Wahrscheinlich haben Sie damals die Papiere für die Verhandlungen mit den
Freiheitlichen mit jenen für die Verhandlungen mit uns verwechselt. Bei
unseren Verhandlungen kam der zweite Punkt dann im zweiten Entwurf nicht mehr
vor, denn das kann doch nicht wirklich ein Schwerpunkt der österreichischen
EU-Politik sein.
Der Konvent und
die EU-Erweiterung kommen erst als Punkt drei und vier des Regierungsprogramms.

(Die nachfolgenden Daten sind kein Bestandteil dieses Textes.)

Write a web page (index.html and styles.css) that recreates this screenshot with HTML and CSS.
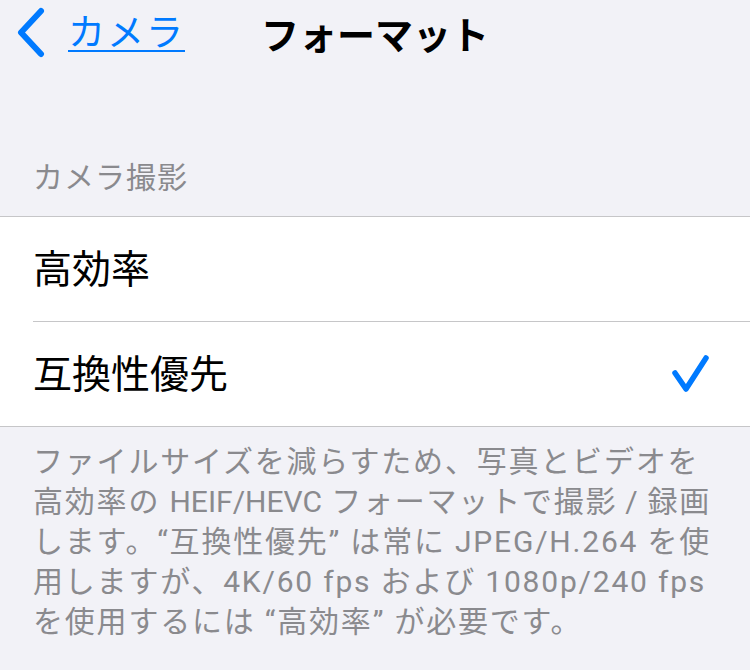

Über den Konvent, Frau Außenministerin, ist, wie schon andere vor mir bereits
angeprangert haben, inhaltlich nicht viel enthalten. Wie ist denn das nun?
Will Österreich die Grundrechtscharta in der EU-Verfassung verankern? (Bundesministerin Dr. Ferrero-Waldner: Das wissen Sie doch!) –
Dann hätten Sie das auch in das Regierungsprogramm schreiben sollen! Sie sagen,
ich wüsste doch, dass Sie das wollen. Vielleicht weiß ich das – das mag
schon sein –, aber dann soll es doch im Programm dieser Regierung stehen,
Frau Ministerin! Wer kann das denn sonst wissen? Vielleicht die Abgeordneten,
die hin und wieder mit Ihnen diskutieren, aber das ist doch wohl auch für die
breitere Bevölkerung gedacht. Woher soll die das denn wissen?